The VIP Protection Unit (Abbreviation: VIPPU; ), otherwise known as G4 (originally Section G, Division 4) is a branch of the Hong Kong Police Force.

Introduction

The original name had been given to the unit since it is the 4th division of the former Royal Hong Kong Police Force's Special Branch.

Following the disbanding of the RHKP Special Branch in 1995, the VIP Unit was reassigned under the Security Wing of the Hong Kong Police Force after the handover in 1997.

Training
It has primary responsibility for the personal safety of HKSAR Chief Executive and his/her core family (it was Governor and his family before the Handover in 1997), high-rank government officials, VIPs and visiting dignitaries to Hong Kong, therefore the training techniques taught to all VIPPU officers include VIP protection and unarmed combat.

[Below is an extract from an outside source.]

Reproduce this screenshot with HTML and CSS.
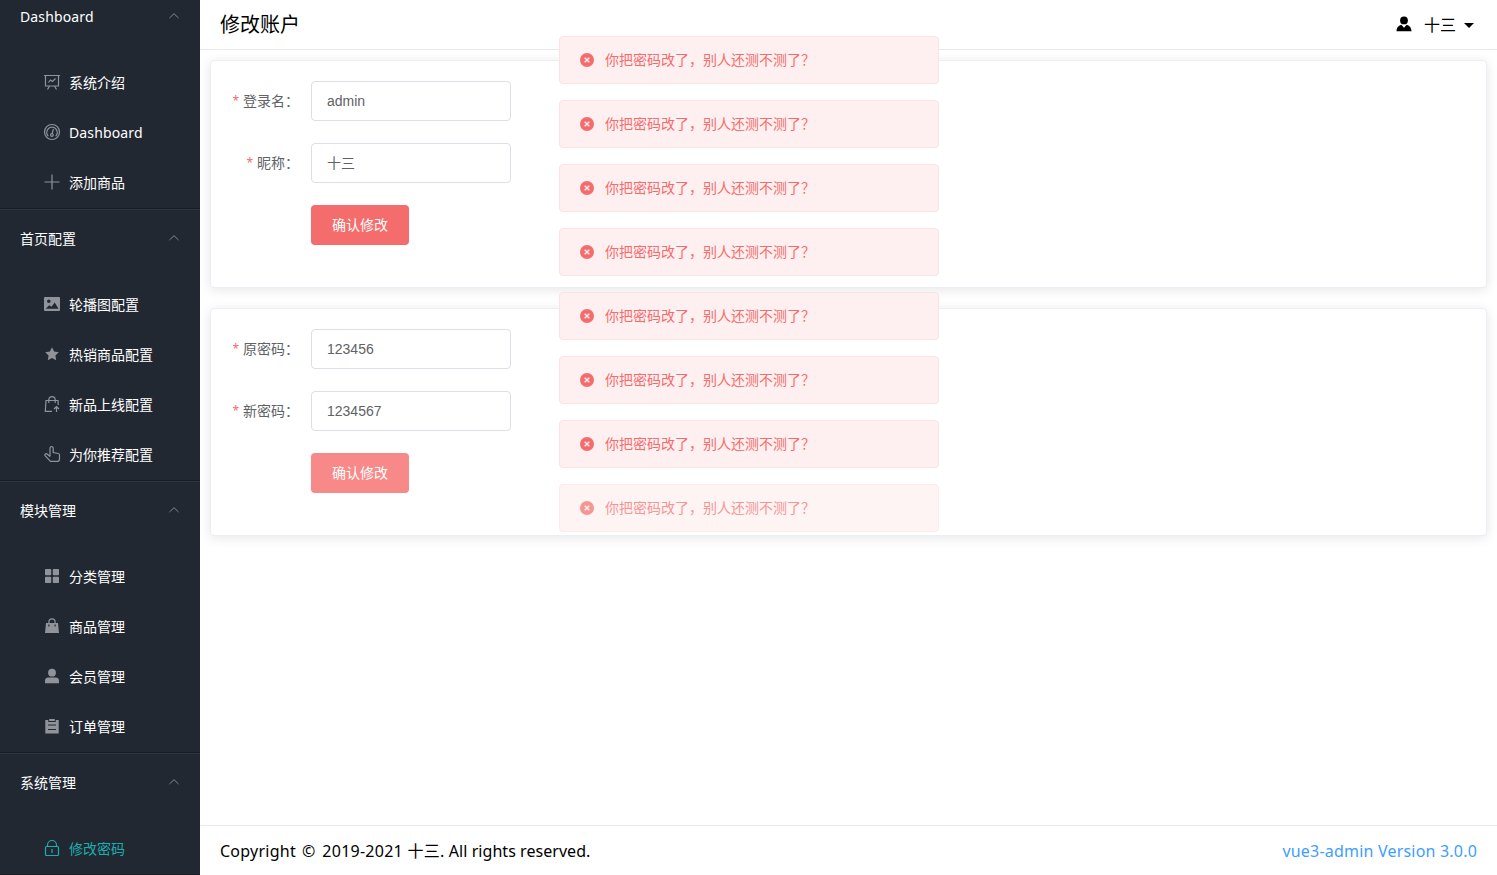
FILE: index.html
```html
<!DOCTYPE html>
<html lang="zh-CN">
<head>
<meta charset="utf-8">
<title>修改账户</title>
<link rel="stylesheet" href="styles.css">
</head>
<body>
<div class="layout">
  <aside class="sidebar">
    <section class="group group-first">
      <div class="group-title"><span class="latin">Dashboard</span><svg class="arrow" viewBox="0 0 12 12"><path d="M1.500 8 6 3.700 10.500 8"/></svg></div>
      <ul class="menu">
        <li class="item"><svg class="icon line" viewBox="0 0 16 16"><path d="M0 1.500h16M1.500 1.500v10.500h13v-10.500M5.500 12l-2 3.500M10.500 12l2 3.500M4.500 8.500l2-2.500 2 1.500 3-3"/></svg><span>系统介绍</span></li>
        <li class="item"><svg class="icon line" viewBox="0 0 16 16"><circle cx="8" cy="8" r="7.500"/><path d="M4.300 12.300a5.300 5.300 0 1 1 7.400 0M9.400 5 8.200 9.500"/><circle cx="7.900" cy="11" r="1.300"/></svg><span class="latin">Dashboard</span></li>
        <li class="item"><svg class="icon line" viewBox="0 0 16 16"><path d="M8 .5v15M.5 8h15"/></svg><span>添加商品</span></li>
      </ul>
    </section>
    <section class="group">
      <div class="group-title"><span>首页配置</span><svg class="arrow" viewBox="0 0 12 12"><path d="M1.500 8 6 3.700 10.500 8"/></svg></div>
      <ul class="menu">
        <li class="item"><svg class="icon solid" viewBox="0 0 16 16"><path fill-rule="evenodd" d="M1 1h14q1 0 1 1v12q0 1-1 1H1q-1 0-1-1V2q0-1 1-1ZM1.700 12.700h12.800L10.700 6.500 7.500 10.800 5.200 9.300ZM4.800 3.400a1.800 1.800 0 1 0 0 3.600 1.800 1.800 0 0 0 0-3.600Z"/></svg><span>轮播图配置</span></li>
        <li class="item"><svg class="icon solid" viewBox="0 0 16 16"><path d="m8 1.300 2.100 4.200 4.700.7-3.400 3.300.8 4.800L8 12.100l-4.200 2.200.8-4.800L1.200 6.200l4.700-.7Z"/></svg><span>热销商品配置</span></li>
        <li class="item"><svg class="icon line" viewBox="0 0 16 16"><path d="M8 15.300H1.300L2 4.500h12l.3 4.500M4.800 7V3.800a3.200 3.200 0 0 1 6.400 0V7M12.500 16v-5M10 13l2.500-2.500L15 13"/></svg><span>新品上线配置</span></li>
        <li class="item"><svg class="icon line" viewBox="0 0 16 16"><path d="M6 10.500V2.200a1.600 1.600 0 0 1 3.200 0v4.300l5 1q1.300.3 1.300 1.600V13q0 2.400-2 2.400H6.500L1.200 9.800q-.9-1.200.2-1.900 1-.6 2 .3L6 10.500"/></svg><span>为你推荐配置</span></li>
      </ul>
    </section>
    <section class="group">
      <div class="group-title"><span>模块管理</span><svg class="arrow" viewBox="0 0 12 12"><path d="M1.500 8 6 3.700 10.500 8"/></svg></div>
      <ul class="menu">
        <li class="item"><svg class="icon solid" viewBox="0 0 16 16"><rect x="1" y="1" width="6.200" height="6.200" rx=".7"/><rect x="8.800" y="1" width="6.200" height="6.200" rx=".7"/><rect x="1" y="8.800" width="6.200" height="6.200" rx=".7"/><rect x="8.800" y="8.800" width="6.200" height="6.200" rx=".7"/></svg><span>分类管理</span></li>
        <li class="item"><svg class="icon solid" viewBox="0 0 16 16"><path fill-rule="evenodd" d="M2 5h2.300V4a3.700 3.700 0 0 1 7.400 0v1H14l1 10H1ZM5.500 5h5V4a2.500 2.500 0 0 0-5 0ZM4.300 6.500v2h1.200v-2Zm6.200 0v2h1.200v-2Z"/></svg><span>商品管理</span></li>
        <li class="item"><svg class="icon solid" viewBox="0 0 16 16"><circle cx="8" cy="4.700" r="3.900"/><path d="M1 15.300v-2.500Q1.200 9.500 4.300 9.500h7.400q3.100 0 3.300 3.300v2.500Z"/></svg><span>会员管理</span></li>
        <li class="item"><svg class="icon solid" viewBox="0 0 16 16"><path fill-rule="evenodd" d="M1.300 2h3v2h7.400V2h3v13.500H1.300ZM4 6.500v1.100h8V6.500Zm0 4.500v1.100h8V11Z"/><path d="M5.200 1h5.600v2H5.200Z"/></svg><span>订单管理</span></li>
      </ul>
    </section>
    <section class="group">
      <div class="group-title"><span>系统管理</span><svg class="arrow" viewBox="0 0 12 12"><path d="M1.500 8 6 3.700 10.500 8"/></svg></div>
      <ul class="menu">
        <li class="item item-active"><svg class="icon line" viewBox="0 0 16 16"><rect x="1.500" y="6.500" width="13" height="9" rx="1"/><path d="M3.500 6.500V5a4.500 4.500 0 0 1 9 0v1.500M8 9v4"/></svg><span>修改密码</span></li>
      </ul>
    </section>
  </aside>
  <div class="page">
    <header class="header">
      <h1 class="title">修改账户</h1>
      <div class="user">
        <svg class="user-icon" viewBox="0 0 16 16"><circle cx="8" cy="4.400" r="3.900"/><path d="M.5 15.300c.2-3.800 1.600-5.300 4.800-6.600L8 11.700l2.700-3c3.200 1.300 4.600 2.800 4.800 6.600Z"/></svg>
        <span class="user-name">十三</span>
        <i class="caret"></i>
      </div>
    </header>
    <main class="content">
      <form class="card">
        <div class="row"><label class="label">登录名：</label><input class="input" type="text" value="admin"></div>
        <div class="row"><label class="label">昵称：</label><input class="input input-cjk" type="text" value="十三"></div>
        <button class="button" type="button">确认修改</button>
      </form>
      <form class="card">
        <div class="row"><label class="label">原密码：</label><input class="input" type="text" value="123456"></div>
        <div class="row"><label class="label">新密码：</label><input class="input" type="text" value="1234567"></div>
        <button class="button button-hover" type="button">确认修改</button>
      </form>
    </main>
    <footer class="footer">
      <span class="copyright">Copyright <span class="sign">©</span> 2019-2021 十三. <span class="rights">All rights reserved.</span></span>
      <a class="version">vue3-admin Version 3.0.0</a>
    </footer>
  </div>
</div>
<div class="messages">
  <div class="message"><svg class="message-icon" viewBox="0 0 14 14"><circle cx="7" cy="7" r="7"/><path d="m4.700 4.700 4.600 4.600m0-4.600L4.700 9.300"/></svg><span>你把密码改了，别人还测不测了？</span></div>
  <div class="message"><svg class="message-icon" viewBox="0 0 14 14"><circle cx="7" cy="7" r="7"/><path d="m4.700 4.700 4.600 4.600m0-4.600L4.700 9.300"/></svg><span>你把密码改了，别人还测不测了？</span></div>
  <div class="message"><svg class="message-icon" viewBox="0 0 14 14"><circle cx="7" cy="7" r="7"/><path d="m4.700 4.700 4.600 4.600m0-4.600L4.700 9.300"/></svg><span>你把密码改了，别人还测不测了？</span></div>
  <div class="message"><svg class="message-icon" viewBox="0 0 14 14"><circle cx="7" cy="7" r="7"/><path d="m4.700 4.700 4.600 4.600m0-4.600L4.700 9.300"/></svg><span>你把密码改了，别人还测不测了？</span></div>
  <div class="message"><svg class="message-icon" viewBox="0 0 14 14"><circle cx="7" cy="7" r="7"/><path d="m4.700 4.700 4.600 4.600m0-4.600L4.700 9.300"/></svg><span>你把密码改了，别人还测不测了？</span></div>
  <div class="message"><svg class="message-icon" viewBox="0 0 14 14"><circle cx="7" cy="7" r="7"/><path d="m4.700 4.700 4.600 4.600m0-4.600L4.700 9.300"/></svg><span>你把密码改了，别人还测不测了？</span></div>
  <div class="message"><svg class="message-icon" viewBox="0 0 14 14"><circle cx="7" cy="7" r="7"/><path d="m4.700 4.700 4.600 4.600m0-4.600L4.700 9.300"/></svg><span>你把密码改了，别人还测不测了？</span></div>
  <div class="message message-leaving"><svg class="message-icon" viewBox="0 0 14 14"><circle cx="7" cy="7" r="7"/><path d="m4.700 4.700 4.600 4.600m0-4.600L4.700 9.300"/></svg><span>你把密码改了，别人还测不测了？</span></div>
</div>
</body>
</html>
```
FILE: styles.css
```css
* { box-sizing: border-box; }
body {
  margin: 0;
  font-family: "Noto Sans", "Noto Sans CJK SC", sans-serif;
  font-size: 14px;
  color: #000;
  background: #fff;
}
.layout { display: flex; height: 100vh; overflow: hidden; }

.sidebar { width: 200px; flex: none; height: 100%; overflow: hidden; background: #222832; color: #fff; }
.group { border-top: 1px solid #2f353f; border-bottom: 1px solid #191d26; }
.group-first { border-top: 0; }
.group-title { display: flex; align-items: center; justify-content: space-between; height: 56px; padding: 0 20px; }
.group-first .group-title { height: 44px; padding-bottom: 12px; }
.arrow { width: 12px; height: 12px; fill: none; stroke: #82868d; stroke-width: 1; }
.menu { list-style: none; margin: 0; padding: 14px 0 0; }
.item { display: flex; align-items: center; gap: 9px; height: 50px; padding: 0 0 2px 44px; }
.latin { letter-spacing: .13px; }
.icon { width: 16px; height: 16px; flex: none; color: #909399; }
.line { fill: none; stroke: currentColor; stroke-width: 1.2; overflow: visible; }
.solid { fill: currentColor; }
.item-active, .item-active .icon { color: #1baeae; }

.page { flex: 1; display: flex; flex-direction: column; min-width: 0; }
.header { display: flex; align-items: center; justify-content: space-between; height: 50px; padding: 0 23px 0 20px; border-bottom: 1px solid #e9e9e9; }
.title { margin: 0; padding-bottom: 2px; font-size: 20px; font-weight: 400; }
.user { display: flex; align-items: center; font-size: 16px; }
.user-icon { width: 16px; height: 16px; margin: -1px 12px 0 0; }
.user-name { margin-right: 8px; padding-bottom: 1px; }
.caret { margin-top: 1px; border: 5px solid transparent; border-top: 5px solid #000; border-bottom: 0; }

.content { flex: 1; display: flex; flex-direction: column; gap: 20px; padding: 10px; overflow: hidden; }
.card { height: 228px; flex: none; padding: 20px; border: 1px solid #ebeef5; border-radius: 4px; background: #fff; box-shadow: 0 2px 12px rgba(0, 0, 0, .1); }
.row { display: flex; height: 40px; margin-bottom: 22px; }
.label { display: flex; justify-content: flex-end; width: 80px; line-height: 40px; padding-right: 12px; color: #606266; white-space: nowrap; }
.label::before { content: "*"; color: #f56c6c; margin-right: 4px; font-size: 12px; line-height: 39px; }
.input { width: 200px; height: 40px; padding: 0 15px; border: 1px solid #dcdfe6; border-radius: 4px; color: #606266; background: #fff; font-family: "Liberation Sans", "Noto Sans CJK SC", sans-serif; font-size: 14px; outline: none; }
.input-cjk { padding-bottom: 2px; }
.button { display: block; width: 98px; height: 40px; margin-left: 80px; padding: 0 0 2px; border: 0; border-radius: 4px; background: #f56c6c; color: #fff; font: inherit; }
.button-hover { background: #f78989; }

.footer { display: flex; align-items: center; justify-content: space-between; height: 50px; padding: 0 20px; border-top: 1px solid #e9e9e9; font-size: 16px; }
.copyright { padding-bottom: 2px; letter-spacing: .25px; }
.sign { margin: 0 2.500px 0 1.500px; }
.rights { letter-spacing: .05px; }
.version { color: #409eff; letter-spacing: .2px; }

/* Toast stack floats above the page */
.messages { position: absolute; top: 36px; left: 559px; width: 380px; display: flex; flex-direction: column; gap: 16px; }
.message { display: flex; align-items: center; gap: 11px; height: 48px; padding-left: 20px; border: 1px solid #fde2e2; border-radius: 4px; background: #fef0f0; color: #f56c6c; }
.message span { padding-bottom: 2px; }
.message-icon { width: 14px; height: 14px; fill: #f56c6c; }
.message-icon path { stroke: #fef0f0; stroke-width: 1.4; }
.message-leaving { opacity: .72; }
```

In addition they also undergo training in firearms, crowd control, self-defense, tactical driving, physical and tactical training, Basic Trauma Life Support and English and Putonghua fluency. They also practice simulation exercises with the PTU and the SDU.

Vehicles
Luxury bullet-proofed armoured cars are often deployed in protective missions.

Weapons

The standard issue sidearms for all VIPPU is the Glock 17 and the Glock 19 for females or officers with smaller hands while the short version of the Heckler & Koch MP5 is the standard SMG and could be deployed in multiple variants, such as the K, K-PDW and Coffer.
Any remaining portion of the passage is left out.